One additional thought I had on the train home: who put the labour into this construction? Did they do so willingly? How many died or went hungry to make it and is the cursus possibly a monument to pompous authority gone over the top for the first time in this gentle landscape?
PART 3: "NOBODY KNOWS 'OO THEY WERE, OR... WHAT IT WAS THEY WAS DOIN'"
I wanted to test the idea that the walking the route of the cursus, or just being on it, focusses attention on the skies and therefore the change of the seasons. The original central section of cursus, from Bottlebush Down to Gussage Down, particularly caught my imagination from reading about it. If there was purpose to its placing in the land, it should be obvious in that shorter earlier cursus. This is also the section with the main cosmic attraction: the midwinter descent of the sun into the northern long barrow mound on Gussage Down, and that mound was my destination. To my mind that is one of the earliest solar alignments in Wessex so that long barrow must be among the most significant of them all in some way. In "A phenomenology of landscape", Tilley has this evocative description: "the rays of the dying sun move from the SE to the NW end of the barrow, with the last flicker of light at the end of the barrow". In other words, the sun descends INTO the barrow just as any other favoured visitor would have done, down the passge from the SE end and into the earth.
Apart from that, there is no overwhelming evidence for a reason in placing the cursus where it is. One thing that struck me was the way that the mesolithic hang-out of Pentridge Hill (or Pembury Knoll) appears from almost everywhere along this section of the cursus, the only exception being steep downhill stretches where it is obscured by the hill behind you. How important was that hill to neolithic cursus builders, considering they built nothing on top or on the sides?

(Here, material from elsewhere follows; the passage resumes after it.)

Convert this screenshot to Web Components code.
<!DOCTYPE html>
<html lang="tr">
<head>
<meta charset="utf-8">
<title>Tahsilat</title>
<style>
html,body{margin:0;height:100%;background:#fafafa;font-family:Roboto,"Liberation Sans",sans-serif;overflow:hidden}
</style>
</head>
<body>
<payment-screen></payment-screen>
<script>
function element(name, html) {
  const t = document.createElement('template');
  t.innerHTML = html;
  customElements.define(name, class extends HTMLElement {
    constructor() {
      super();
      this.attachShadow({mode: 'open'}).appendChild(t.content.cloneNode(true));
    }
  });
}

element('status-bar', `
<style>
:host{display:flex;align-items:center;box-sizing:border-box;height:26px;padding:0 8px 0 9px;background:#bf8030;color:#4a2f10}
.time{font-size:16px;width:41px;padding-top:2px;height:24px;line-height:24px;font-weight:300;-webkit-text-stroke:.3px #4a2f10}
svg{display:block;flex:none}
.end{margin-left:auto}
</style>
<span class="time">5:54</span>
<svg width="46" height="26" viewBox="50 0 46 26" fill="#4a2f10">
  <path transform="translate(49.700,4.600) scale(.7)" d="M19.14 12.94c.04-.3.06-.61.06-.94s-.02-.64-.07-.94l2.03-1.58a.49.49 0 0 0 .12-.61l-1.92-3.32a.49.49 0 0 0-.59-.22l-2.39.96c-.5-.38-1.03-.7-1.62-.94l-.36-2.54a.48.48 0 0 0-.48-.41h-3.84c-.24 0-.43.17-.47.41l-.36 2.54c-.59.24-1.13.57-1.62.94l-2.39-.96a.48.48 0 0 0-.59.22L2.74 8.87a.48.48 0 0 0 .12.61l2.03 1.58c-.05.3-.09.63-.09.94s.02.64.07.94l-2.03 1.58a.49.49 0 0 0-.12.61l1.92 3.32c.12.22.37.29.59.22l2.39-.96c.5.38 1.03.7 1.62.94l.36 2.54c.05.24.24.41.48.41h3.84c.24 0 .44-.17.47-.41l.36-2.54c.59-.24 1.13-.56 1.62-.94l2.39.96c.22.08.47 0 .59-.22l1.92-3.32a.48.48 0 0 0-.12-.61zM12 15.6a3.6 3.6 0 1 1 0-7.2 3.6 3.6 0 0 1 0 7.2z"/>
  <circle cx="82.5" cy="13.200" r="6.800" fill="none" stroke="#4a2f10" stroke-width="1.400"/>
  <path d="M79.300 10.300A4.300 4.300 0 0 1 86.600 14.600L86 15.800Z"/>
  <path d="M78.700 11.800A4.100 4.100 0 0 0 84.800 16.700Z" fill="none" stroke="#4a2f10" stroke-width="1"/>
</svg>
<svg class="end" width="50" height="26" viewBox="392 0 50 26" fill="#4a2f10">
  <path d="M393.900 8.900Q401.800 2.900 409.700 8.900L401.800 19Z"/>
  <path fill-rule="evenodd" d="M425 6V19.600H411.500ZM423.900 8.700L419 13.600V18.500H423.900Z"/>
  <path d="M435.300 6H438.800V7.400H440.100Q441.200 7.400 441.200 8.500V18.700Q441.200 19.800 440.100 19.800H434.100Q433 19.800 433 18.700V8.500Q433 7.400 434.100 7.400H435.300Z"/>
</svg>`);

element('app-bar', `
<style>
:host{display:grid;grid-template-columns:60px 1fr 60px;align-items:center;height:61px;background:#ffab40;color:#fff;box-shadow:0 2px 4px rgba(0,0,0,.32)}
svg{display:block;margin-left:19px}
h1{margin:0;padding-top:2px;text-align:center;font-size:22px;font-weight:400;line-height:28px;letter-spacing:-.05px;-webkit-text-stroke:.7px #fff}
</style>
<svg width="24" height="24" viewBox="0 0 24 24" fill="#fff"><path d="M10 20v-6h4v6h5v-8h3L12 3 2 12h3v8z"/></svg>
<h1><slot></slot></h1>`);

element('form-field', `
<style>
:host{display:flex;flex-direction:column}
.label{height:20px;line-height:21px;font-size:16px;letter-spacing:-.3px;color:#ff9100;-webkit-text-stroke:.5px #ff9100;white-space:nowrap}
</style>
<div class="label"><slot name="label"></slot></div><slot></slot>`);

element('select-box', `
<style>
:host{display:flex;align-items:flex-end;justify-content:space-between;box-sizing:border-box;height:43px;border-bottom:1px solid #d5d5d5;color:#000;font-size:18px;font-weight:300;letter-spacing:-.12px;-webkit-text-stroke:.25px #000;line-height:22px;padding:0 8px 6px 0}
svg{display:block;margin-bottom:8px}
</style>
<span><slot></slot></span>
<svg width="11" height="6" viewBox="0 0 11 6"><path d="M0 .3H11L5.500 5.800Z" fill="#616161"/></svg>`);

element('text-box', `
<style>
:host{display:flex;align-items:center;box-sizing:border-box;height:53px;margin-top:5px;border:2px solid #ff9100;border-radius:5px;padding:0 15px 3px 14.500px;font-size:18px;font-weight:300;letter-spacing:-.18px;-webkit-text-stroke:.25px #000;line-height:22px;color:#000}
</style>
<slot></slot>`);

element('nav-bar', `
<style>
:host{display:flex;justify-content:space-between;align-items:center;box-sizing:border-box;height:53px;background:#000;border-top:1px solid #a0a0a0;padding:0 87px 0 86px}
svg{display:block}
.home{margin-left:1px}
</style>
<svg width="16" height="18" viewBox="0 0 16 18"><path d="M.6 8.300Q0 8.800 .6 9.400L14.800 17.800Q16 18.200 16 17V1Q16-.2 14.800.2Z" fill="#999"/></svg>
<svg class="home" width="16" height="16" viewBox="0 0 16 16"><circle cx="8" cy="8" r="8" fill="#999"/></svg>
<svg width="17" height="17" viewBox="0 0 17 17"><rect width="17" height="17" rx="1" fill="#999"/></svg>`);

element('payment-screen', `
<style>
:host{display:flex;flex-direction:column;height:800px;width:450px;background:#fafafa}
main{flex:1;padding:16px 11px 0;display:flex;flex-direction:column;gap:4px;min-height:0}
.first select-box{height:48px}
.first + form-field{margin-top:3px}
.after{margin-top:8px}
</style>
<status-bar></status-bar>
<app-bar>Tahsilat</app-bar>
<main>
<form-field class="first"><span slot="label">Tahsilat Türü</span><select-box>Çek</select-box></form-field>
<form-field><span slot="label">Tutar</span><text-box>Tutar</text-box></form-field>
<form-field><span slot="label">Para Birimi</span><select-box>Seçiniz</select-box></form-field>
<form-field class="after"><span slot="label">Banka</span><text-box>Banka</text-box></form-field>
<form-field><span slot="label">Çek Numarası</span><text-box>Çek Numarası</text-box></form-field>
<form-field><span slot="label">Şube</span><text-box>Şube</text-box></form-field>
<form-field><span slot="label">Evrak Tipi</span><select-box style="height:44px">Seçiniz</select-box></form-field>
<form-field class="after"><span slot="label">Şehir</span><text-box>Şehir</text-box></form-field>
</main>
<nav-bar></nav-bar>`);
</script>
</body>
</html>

Although I'd come to get to grips with the cursus, I came up with more thoughts about long barrows. The cursus is just so opaque. Is the cursus a bridge between earth ceremony and sun ceremony? Perhaps quite literally as the original section of cursus has the long barrow at one end and a view of the sun descending into it at the other. It also crosses the seasonal pond in the Allen Valley so there is a water element to it too. Now one thing does occur to me though. I have seen it written that the obvious journey to take along the cursus is east to west because you have the destination of Gussage Down long barrow (and then Thickthorn, though I didn't go that far) and the features of the land are more spectacular. But IF it is intended as a walk, and IF that is combined with watching the sun sink into the long barrow, then you need to set off while it is still light and head west so you can turn around and see the sun sink. It certainly wouldn't take all day unless you were pretty decrepit. Along the way you definitely have to cross the pond and river cliff and at midwinter that would be no small feat. The cliff is much eroded today but it would have been a bugger to get up in them days. I am not convinced that one walked along the cursus. I think its monumental size covering the landscape and sweeping away from the viewer is more the point. They had a thing about elongated rectangles in the landscape. Are these roofless houses for ancestors and other spirits?
Is the fertility of the land dependent on sun, earth and water being ensured through some ceremony or some special place set aside from farming activity? On the other hand, if a visit to all the top ritual sites of the area happened to take people in a straight line, a path would soon become evident through the grass and trees and then it is a matter of prestige to the society to show its wealth and heritage by solidifying that in the shape of the cursus.
On long barrows though, the long "mortuary" enclosure at Pentridge makes me wonder if long barrows are really long mounds which happen to cover some of these enclosures and their structures. Perhaps the bones were added just before the mound as a ritual act of closing them up - but that makes little sense considering the stone chambered ones stayed open until the bronze age at earliest. Because of the lack of big stones in this area, they built any chambers out of turf and/or wood, and they have since rotted away, so we have few clues. Why did the Pentridge one not get covered by a long mound? Maybe it's too long, maybe it served a different purpose - it certainly has the opposite orientation to the long barrows nearby. Some of the long mounds are clearly different though, such as the southern one at Thickthorn Down which apparently is comprised of heaping up chalk and household waste. Now that waste food and chips of pottery is rubbish to us now but it was fertiliser then. Maybe that is also linked to the earth fertility connection. At the Gussage Down long barrow, a chalk carving of a phallus was found in the ditches. You could view the mound as having the ancestral dead return to and repose in the womb of the earth. And if the sun setting into Gussage Down is the same as the sun entering Maes Howe at midwinter, then together they make the crops fertile, turn the year around and give birth to the harvest nine months later. The only element missing is the water supply to the farmland downstream, which is incorporated by means of the cursus. One more thing to add - we know about the midwinter sunset, and in fact the midsummer sunrise happens a little to the right of the cursus as you look back NE from Gussage, but not quite out of the sumit of Pembury Knoll (what an elegant theory that would be). The midwinter sunrise however is not far off being straight SE down the axes of the Gussage barrows.
It all becomes so complex and uncertain that I can see the attraction in believing it's a landing strip for UFOs.
At any rate, I do wonder if the ditches are more important than we would think of them now. We dig and make big structures without thinking of it, but back then it would have been a very significant act. You were making a permanent mark on the landscape and they had never before had such marks that gave some sense of immortality to the makers. This is land art of a sort. And you started by entering the earth and digging into it. When they came to these uplands circa 3500BC they would have seen the marks left by the meltwater as well as the pits of the mesolithic hunter-gatherers, and perhaps they are imitating that in the ditches of the barrows and the cursus and also in the pits at the surface under the long mounds. Perhaps they even re-used some.